▶

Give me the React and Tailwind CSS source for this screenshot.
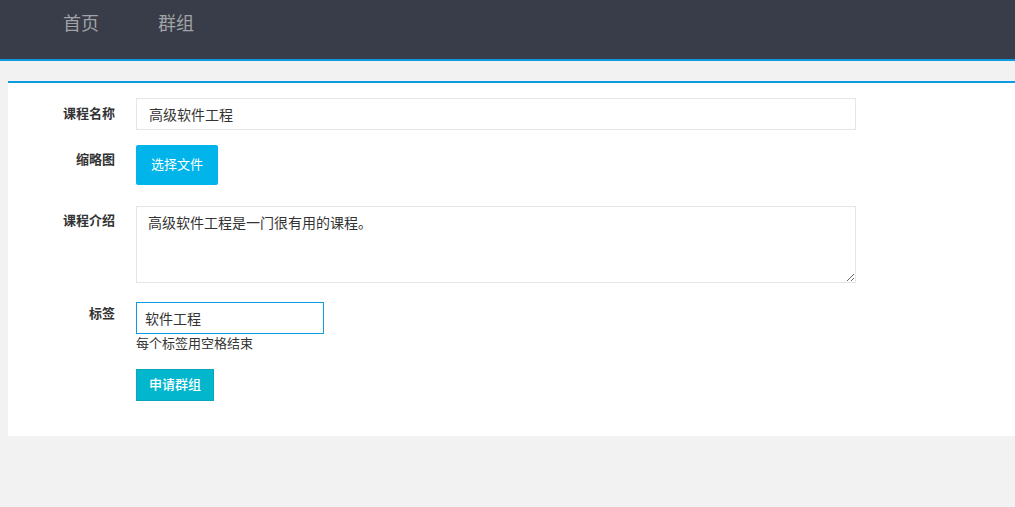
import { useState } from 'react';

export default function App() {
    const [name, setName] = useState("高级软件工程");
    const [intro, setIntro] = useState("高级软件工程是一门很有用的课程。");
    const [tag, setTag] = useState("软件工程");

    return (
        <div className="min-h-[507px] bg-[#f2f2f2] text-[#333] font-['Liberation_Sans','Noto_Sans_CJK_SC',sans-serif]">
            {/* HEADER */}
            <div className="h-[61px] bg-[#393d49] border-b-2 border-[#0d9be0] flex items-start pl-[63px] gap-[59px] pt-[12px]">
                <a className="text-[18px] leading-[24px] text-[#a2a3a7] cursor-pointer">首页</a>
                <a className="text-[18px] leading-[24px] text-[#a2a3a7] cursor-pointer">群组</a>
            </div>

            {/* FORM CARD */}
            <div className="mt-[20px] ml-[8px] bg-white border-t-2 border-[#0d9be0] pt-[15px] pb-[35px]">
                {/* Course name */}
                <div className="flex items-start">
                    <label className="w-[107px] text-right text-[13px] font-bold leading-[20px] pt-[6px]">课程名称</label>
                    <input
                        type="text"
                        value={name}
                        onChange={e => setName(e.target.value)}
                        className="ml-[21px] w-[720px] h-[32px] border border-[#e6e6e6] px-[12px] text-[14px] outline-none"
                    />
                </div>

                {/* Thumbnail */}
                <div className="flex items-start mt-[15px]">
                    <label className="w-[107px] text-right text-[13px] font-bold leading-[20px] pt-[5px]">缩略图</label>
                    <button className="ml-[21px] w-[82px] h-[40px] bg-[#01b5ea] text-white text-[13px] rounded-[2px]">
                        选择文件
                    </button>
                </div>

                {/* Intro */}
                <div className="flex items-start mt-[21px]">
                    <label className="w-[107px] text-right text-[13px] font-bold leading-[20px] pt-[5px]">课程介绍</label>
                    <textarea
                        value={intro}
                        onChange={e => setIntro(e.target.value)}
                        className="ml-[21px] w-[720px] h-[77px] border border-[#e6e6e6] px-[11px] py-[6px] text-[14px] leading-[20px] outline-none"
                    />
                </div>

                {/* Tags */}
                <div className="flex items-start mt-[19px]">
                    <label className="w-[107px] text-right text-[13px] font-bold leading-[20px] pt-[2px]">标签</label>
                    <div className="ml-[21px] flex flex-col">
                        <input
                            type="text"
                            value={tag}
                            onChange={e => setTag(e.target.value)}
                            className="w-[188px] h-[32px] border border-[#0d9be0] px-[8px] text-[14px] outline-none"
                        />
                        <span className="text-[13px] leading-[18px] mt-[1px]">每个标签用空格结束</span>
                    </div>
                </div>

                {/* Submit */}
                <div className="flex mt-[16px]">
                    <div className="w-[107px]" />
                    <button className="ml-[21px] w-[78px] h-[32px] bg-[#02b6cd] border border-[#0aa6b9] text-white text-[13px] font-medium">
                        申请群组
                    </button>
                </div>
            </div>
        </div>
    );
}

◀

*Exercise objective*. Write out the listing word for word, omitting the pictures it holds.

*Written answer*.
Give me the React and Tailwind CSS source for this screenshot.
import { useState } from 'react';

export default function App() {
    const [name, setName] = useState("高级软件工程");
    const [intro, setIntro] = useState("高级软件工程是一门很有用的课程。");
    const [tag, setTag] = useState("软件工程");

    return (
        <div className="min-h-[507px] bg-[#f2f2f2] text-[#333] font-['Liberation_Sans','Noto_Sans_CJK_SC',sans-serif]">
            {/* HEADER */}
            <div className="h-[61px] bg-[#393d49] border-b-2 border-[#0d9be0] flex items-start pl-[63px] gap-[59px] pt-[12px]">
                <a className="text-[18px] leading-[24px] text-[#a2a3a7] cursor-pointer">首页</a>
                <a className="text-[18px] leading-[24px] text-[#a2a3a7] cursor-pointer">群组</a>
            </div>

            {/* FORM CARD */}
            <div className="mt-[20px] ml-[8px] bg-white border-t-2 border-[#0d9be0] pt-[15px] pb-[35px]">
                {/* Course name */}
                <div className="flex items-start">
                    <label className="w-[107px] text-right text-[13px] font-bold leading-[20px] pt-[6px]">课程名称</label>
                    <input
                        type="text"
                        value={name}
                        onChange={e => setName(e.target.value)}
                        className="ml-[21px] w-[720px] h-[32px] border border-[#e6e6e6] px-[12px] text-[14px] outline-none"
                    />
                </div>

                {/* Thumbnail */}
                <div className="flex items-start mt-[15px]">
                    <label className="w-[107px] text-right text-[13px] font-bold leading-[20px] pt-[5px]">缩略图</label>
                    <button className="ml-[21px] w-[82px] h-[40px] bg-[#01b5ea] text-white text-[13px] rounded-[2px]">
                        选择文件
                    </button>
                </div>

                {/* Intro */}
                <div className="flex items-start mt-[21px]">
                    <label className="w-[107px] text-right text-[13px] font-bold leading-[20px] pt-[5px]">课程介绍</label>
                    <textarea
                        value={intro}
                        onChange={e => setIntro(e.target.value)}
                        className="ml-[21px] w-[720px] h-[77px] border border-[#e6e6e6] px-[11px] py-[6px] text-[14px] leading-[20px] outline-none"
                    />
                </div>

                {/* Tags */}
                <div className="flex items-start mt-[19px]">
                    <label className="w-[107px] text-right text-[13px] font-bold leading-[20px] pt-[2px]">标签</label>
                    <div className="ml-[21px] flex flex-col">
                        <input
                            type="text"
                            value={tag}
                            onChange={e => setTag(e.target.value)}
                            className="w-[188px] h-[32px] border border-[#0d9be0] px-[8px] text-[14px] outline-none"
                        />
                        <span className="text-[13px] leading-[18px] mt-[1px]">每个标签用空格结束</span>
                    </div>
                </div>

                {/* Submit */}
                <div className="flex mt-[16px]">
                    <div className="w-[107px]" />
                    <button className="ml-[21px] w-[78px] h-[32px] bg-[#02b6cd] border border-[#0aa6b9] text-white text-[13px] font-medium">
                        申请群组
                    </button>
                </div>
            </div>
        </div>
    );
}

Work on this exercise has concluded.